'''

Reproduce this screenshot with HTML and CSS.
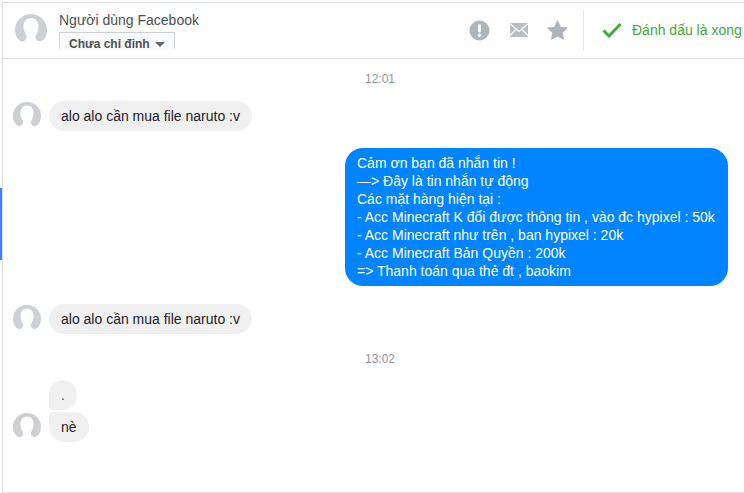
FILE: index.html
```html
<!DOCTYPE html>
<html lang="en">
<head>
    <meta charset="UTF-8">
    <meta name="viewport" content="width=device-width, initial-scale=1.0">
    <title>Người dùng Facebook</title>
    <link rel="stylesheet" href="styles.css">
</head>
<body>
    <div class="active-bar"></div>
    <div class="thread">
        <div class="header">
            <svg class="avatar-big" viewBox="0 0 32 32"><use href="#person"></use></svg>
            <div class="title">
                <div class="name">Người dùng Facebook</div>
                <div class="assign">Chưa chỉ định <span class="caret"></span></div>
            </div>
            <div class="actions">
                <svg class="icon icon-alert" viewBox="0 0 22 22">
                    <circle cx="11" cy="11" r="10.5" fill="#b0b4bd"/>
                    <rect x="9.4" y="4.5" width="3.2" height="8.5" rx="1.4" fill="#fff"/>
                    <circle cx="11" cy="16" r="1.8" fill="#fff"/>
                </svg>
                <svg class="icon icon-mail" viewBox="0 0 18 14">
                    <path d="M0 0H18L9 7.6Z" fill="#b8bcc4"/>
                    <path d="M0 1.6L5.4 6.2 0 11.6ZM18 1.6L12.6 6.2 18 11.6ZM6.3 7L9 9.3 11.7 7 18 13.6V14H0V13.6Z" fill="#b8bcc4"/>
                </svg>
                <svg class="icon icon-star" viewBox="0 0 22 21">
                    <path d="M11 1L14 7.6 21 8.4 15.8 13.1 17.2 20 11 16.5 4.8 20 6.2 13.1 1 8.4 8 7.6Z" fill="#b0b4bd" stroke="#b0b4bd" stroke-width="1.2" stroke-linejoin="round"/>
                </svg>
            </div>
            <div class="done">
                <svg class="icon-check" viewBox="0 0 20 16">
                    <path d="M1.5 8.5L7 14 18.5 2" fill="none" stroke="#42ab3a" stroke-width="3"/>
                </svg>
                <span>Đánh dấu là xong</span>
            </div>
        </div>

        <div class="messages">
            <div class="time time-first">12:01</div>
            <div class="row">
                <svg class="avatar" viewBox="0 0 32 32"><use href="#person"></use></svg>
                <div class="bubble">alo alo cần mua file naruto :v</div>
            </div>
            <div class="row row-me">
                <div class="bubble-me">
                    Cảm ơn bạn đã nhắn tin !<br>
                    —&gt; Đây là tin nhắn tự động<br>
                    Các mặt hàng hiện tại :<br>
                    - Acc Minecraft K đổi được thông tin , vào đc hypixel : 50k<br>
                    - Acc Minecraft như trên , ban hypixel : 20k<br>
                    - Acc Minecraft Bản Quyền : 200k<br>
                    =&gt; Thanh toán qua thẻ đt , baokim
                </div>
            </div>
            <div class="row row-again">
                <svg class="avatar" viewBox="0 0 32 32"><use href="#person"></use></svg>
                <div class="bubble">alo alo cần mua file naruto :v</div>
            </div>
            <div class="time time-second">13:02</div>
            <div class="group">
                <div class="row">
                    <div class="avatar-space"></div>
                    <div class="bubble bubble-top">.</div>
                </div>
                <div class="row">
                    <svg class="avatar" viewBox="0 0 32 32"><use href="#person"></use></svg>
                    <div class="bubble bubble-bottom">nè</div>
                </div>
            </div>
        </div>
    </div>

    <svg class="defs" width="0" height="0">
        <defs>
            <g id="person">
                <circle cx="16" cy="16" r="16" fill="#ccd0d5"/>
                <path d="M16 4C11 4 8.5 8 8.5 13 8.5 17 10.5 20 11.5 22 12 24 11 26 9 27 7 28 4 27 2 24V33H30V24C28 27 25 28 23 27 21 26 20 24 20.5 22 21.5 20 23.5 17 23.5 13 23.5 8 21 4 16 4Z" fill="#fff"/>
            </g>
        </defs>
    </svg>
</body>
</html>
```
FILE: styles.css
```css
html, body {
    height: 100%;
}
body {
    margin: 0;
    padding: 2px 0 0 2px;
    box-sizing: border-box;
    background-color: #fff;
    font-family: "Liberation Sans", Arial, sans-serif;
    font-size: 14px;
    color: #1d2129;
    overflow: hidden;
}
.defs {
    position: absolute;
}
.active-bar {
    position: absolute;
    left: 0;
    top: 188px;
    width: 2px;
    height: 72px;
    background-color: #4080ff;
}
.thread {
    height: 491px;
    box-sizing: border-box;
    border: 1px solid #dddfe2;
    border-right: none;
}
.header {
    display: flex;
    align-items: center;
    height: 56px;
    box-sizing: border-box;
    border-bottom: 1px solid #dddfe2;
    padding-left: 12px;
    padding-bottom: 1px;
}
.avatar-big {
    width: 32px;
    height: 32px;
    margin-right: 12px;
    flex: none;
}
.title {
    align-self: flex-start;
    height: 46px;
    overflow: hidden;
    padding-top: 9px;
    box-sizing: border-box;
    width: 150px;
}
.name {
    line-height: 17px;
    color: #4b4f56;
}
.assign {
    width: 116px;
    height: 18px;
    margin-top: 3px;
    box-sizing: border-box;
    border: 1px solid #ced0d4;
    border-bottom-color: #e4e6eb;
    background-color: #f9fafb;
    font-size: 12px;
    font-weight: bold;
    line-height: 22px;
    color: #4b4f56;
    text-align: center;
    overflow: hidden;
}
.caret {
    display: inline-block;
    width: 0;
    height: 0;
    margin-left: 2px;
    vertical-align: middle;
    border-left: 5px solid transparent;
    border-right: 5px solid transparent;
    border-top: 5px solid #606770;
}
.actions {
    display: flex;
    align-items: center;
    margin-left: auto;
    height: 40px;
    padding-right: 15px;
    border-right: 1px solid #e4e6eb;
}
.icon {
    flex: none;
}
.icon-alert {
    width: 21px;
    height: 21px;
}
.icon-mail {
    width: 18px;
    height: 14px;
    margin-left: 20px;
}
.icon-star {
    width: 21px;
    height: 20px;
    margin-left: 19px;
}
.done {
    display: flex;
    align-items: center;
    color: #42ab3a;
    font-size: 14px;
    padding-left: 18px;
    width: 160px;
    box-sizing: border-box;
    white-space: nowrap;
}
.icon-check {
    width: 20px;
    height: 16px;
    margin-right: 10px;
    flex: none;
}
.messages {
    padding: 0 16px 0 10px;
}
.time {
    text-align: center;
    font-size: 12px;
    line-height: 14px;
    color: #90949c;
    padding-left: 19px;
}
.time-first {
    margin-top: 13px;
    margin-bottom: 15px;
}
.time-second {
    margin-top: 18px;
    margin-bottom: 14px;
}
.row {
    display: flex;
    align-items: flex-end;
}
.row-me {
    justify-content: flex-end;
    margin-top: 17px;
}
.row-again {
    margin-top: 18px;
}
.avatar {
    width: 28px;
    height: 28px;
    margin-right: 8px;
    margin-bottom: 1px;
    flex: none;
}
.avatar-space {
    width: 36px;
    flex: none;
}
.bubble {
    background-color: #f1f0f0;
    border-radius: 15px;
    padding: 6px 12px;
    line-height: 18px;
    color: #1d2129;
}
.bubble-top {
    border-bottom-left-radius: 4px;
    margin-bottom: 2px;
    color: #4b4f56;
}
.bubble-bottom {
    border-top-left-radius: 4px;
}
.bubble-me {
    width: 383px;
    box-sizing: border-box;
    background-color: #0084ff;
    border-radius: 18px;
    padding: 6px 12px;
    line-height: 18px;
    color: #fff;
}
```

'''

#### [WHAT THE TASK ASKS]
Set down all the data again exactly as above, pictures excluded.

#### [EXERCISE OUTPUT]
Reproduce this screenshot with HTML and CSS.
FILE: index.html
```html
<!DOCTYPE html>
<html lang="en">
<head>
    <meta charset="UTF-8">
    <meta name="viewport" content="width=device-width, initial-scale=1.0">
    <title>Người dùng Facebook</title>
    <link rel="stylesheet" href="styles.css">
</head>
<body>
    <div class="active-bar"></div>
    <div class="thread">
        <div class="header">
            <svg class="avatar-big" viewBox="0 0 32 32"><use href="#person"></use></svg>
            <div class="title">
                <div class="name">Người dùng Facebook</div>
                <div class="assign">Chưa chỉ định <span class="caret"></span></div>
            </div>
            <div class="actions">
                <svg class="icon icon-alert" viewBox="0 0 22 22">
                    <circle cx="11" cy="11" r="10.5" fill="#b0b4bd"/>
                    <rect x="9.4" y="4.5" width="3.2" height="8.5" rx="1.4" fill="#fff"/>
                    <circle cx="11" cy="16" r="1.8" fill="#fff"/>
                </svg>
                <svg class="icon icon-mail" viewBox="0 0 18 14">
                    <path d="M0 0H18L9 7.6Z" fill="#b8bcc4"/>
                    <path d="M0 1.6L5.4 6.2 0 11.6ZM18 1.6L12.6 6.2 18 11.6ZM6.3 7L9 9.3 11.7 7 18 13.6V14H0V13.6Z" fill="#b8bcc4"/>
                </svg>
                <svg class="icon icon-star" viewBox="0 0 22 21">
                    <path d="M11 1L14 7.6 21 8.4 15.8 13.1 17.2 20 11 16.5 4.8 20 6.2 13.1 1 8.4 8 7.6Z" fill="#b0b4bd" stroke="#b0b4bd" stroke-width="1.2" stroke-linejoin="round"/>
                </svg>
            </div>
            <div class="done">
                <svg class="icon-check" viewBox="0 0 20 16">
                    <path d="M1.5 8.5L7 14 18.5 2" fill="none" stroke="#42ab3a" stroke-width="3"/>
                </svg>
                <span>Đánh dấu là xong</span>
            </div>
        </div>

        <div class="messages">
            <div class="time time-first">12:01</div>
            <div class="row">
                <svg class="avatar" viewBox="0 0 32 32"><use href="#person"></use></svg>
                <div class="bubble">alo alo cần mua file naruto :v</div>
            </div>
            <div class="row row-me">
                <div class="bubble-me">
                    Cảm ơn bạn đã nhắn tin !<br>
                    —&gt; Đây là tin nhắn tự động<br>
                    Các mặt hàng hiện tại :<br>
                    - Acc Minecraft K đổi được thông tin , vào đc hypixel : 50k<br>
                    - Acc Minecraft như trên , ban hypixel : 20k<br>
                    - Acc Minecraft Bản Quyền : 200k<br>
                    =&gt; Thanh toán qua thẻ đt , baokim
                </div>
            </div>
            <div class="row row-again">
                <svg class="avatar" viewBox="0 0 32 32"><use href="#person"></use></svg>
                <div class="bubble">alo alo cần mua file naruto :v</div>
            </div>
            <div class="time time-second">13:02</div>
            <div class="group">
                <div class="row">
                    <div class="avatar-space"></div>
                    <div class="bubble bubble-top">.</div>
                </div>
                <div class="row">
                    <svg class="avatar" viewBox="0 0 32 32"><use href="#person"></use></svg>
                    <div class="bubble bubble-bottom">nè</div>
                </div>
            </div>
        </div>
    </div>

    <svg class="defs" width="0" height="0">
        <defs>
            <g id="person">
                <circle cx="16" cy="16" r="16" fill="#ccd0d5"/>
                <path d="M16 4C11 4 8.5 8 8.5 13 8.5 17 10.5 20 11.5 22 12 24 11 26 9 27 7 28 4 27 2 24V33H30V24C28 27 25 28 23 27 21 26 20 24 20.5 22 21.5 20 23.5 17 23.5 13 23.5 8 21 4 16 4Z" fill="#fff"/>
            </g>
        </defs>
    </svg>
</body>
</html>
```
FILE: styles.css
```css
html, body {
    height: 100%;
}
body {
    margin: 0;
    padding: 2px 0 0 2px;
    box-sizing: border-box;
    background-color: #fff;
    font-family: "Liberation Sans", Arial, sans-serif;
    font-size: 14px;
    color: #1d2129;
    overflow: hidden;
}
.defs {
    position: absolute;
}
.active-bar {
    position: absolute;
    left: 0;
    top: 188px;
    width: 2px;
    height: 72px;
    background-color: #4080ff;
}
.thread {
    height: 491px;
    box-sizing: border-box;
    border: 1px solid #dddfe2;
    border-right: none;
}
.header {
    display: flex;
    align-items: center;
    height: 56px;
    box-sizing: border-box;
    border-bottom: 1px solid #dddfe2;
    padding-left: 12px;
    padding-bottom: 1px;
}
.avatar-big {
    width: 32px;
    height: 32px;
    margin-right: 12px;
    flex: none;
}
.title {
    align-self: flex-start;
    height: 46px;
    overflow: hidden;
    padding-top: 9px;
    box-sizing: border-box;
    width: 150px;
}
.name {
    line-height: 17px;
    color: #4b4f56;
}
.assign {
    width: 116px;
    height: 18px;
    margin-top: 3px;
    box-sizing: border-box;
    border: 1px solid #ced0d4;
    border-bottom-color: #e4e6eb;
    background-color: #f9fafb;
    font-size: 12px;
    font-weight: bold;
    line-height: 22px;
    color: #4b4f56;
    text-align: center;
    overflow: hidden;
}
.caret {
    display: inline-block;
    width: 0;
    height: 0;
    margin-left: 2px;
    vertical-align: middle;
    border-left: 5px solid transparent;
    border-right: 5px solid transparent;
    border-top: 5px solid #606770;
}
.actions {
    display: flex;
    align-items: center;
    margin-left: auto;
    height: 40px;
    padding-right: 15px;
    border-right: 1px solid #e4e6eb;
}
.icon {
    flex: none;
}
.icon-alert {
    width: 21px;
    height: 21px;
}
.icon-mail {
    width: 18px;
    height: 14px;
    margin-left: 20px;
}
.icon-star {
    width: 21px;
    height: 20px;
    margin-left: 19px;
}
.done {
    display: flex;
    align-items: center;
    color: #42ab3a;
    font-size: 14px;
    padding-left: 18px;
    width: 160px;
    box-sizing: border-box;
    white-space: nowrap;
}
.icon-check {
    width: 20px;
    height: 16px;
    margin-right: 10px;
    flex: none;
}
.messages {
    padding: 0 16px 0 10px;
}
.time {
    text-align: center;
    font-size: 12px;
    line-height: 14px;
    color: #90949c;
    padding-left: 19px;
}
.time-first {
    margin-top: 13px;
    margin-bottom: 15px;
}
.time-second {
    margin-top: 18px;
    margin-bottom: 14px;
}
.row {
    display: flex;
    align-items: flex-end;
}
.row-me {
    justify-content: flex-end;
    margin-top: 17px;
}
.row-again {
    margin-top: 18px;
}
.avatar {
    width: 28px;
    height: 28px;
    margin-right: 8px;
    margin-bottom: 1px;
    flex: none;
}
.avatar-space {
    width: 36px;
    flex: none;
}
.bubble {
    background-color: #f1f0f0;
    border-radius: 15px;
    padding: 6px 12px;
    line-height: 18px;
    color: #1d2129;
}
.bubble-top {
    border-bottom-left-radius: 4px;
    margin-bottom: 2px;
    color: #4b4f56;
}
.bubble-bottom {
    border-top-left-radius: 4px;
}
.bubble-me {
    width: 383px;
    box-sizing: border-box;
    background-color: #0084ff;
    border-radius: 18px;
    padding: 6px 12px;
    line-height: 18px;
    color: #fff;
}
```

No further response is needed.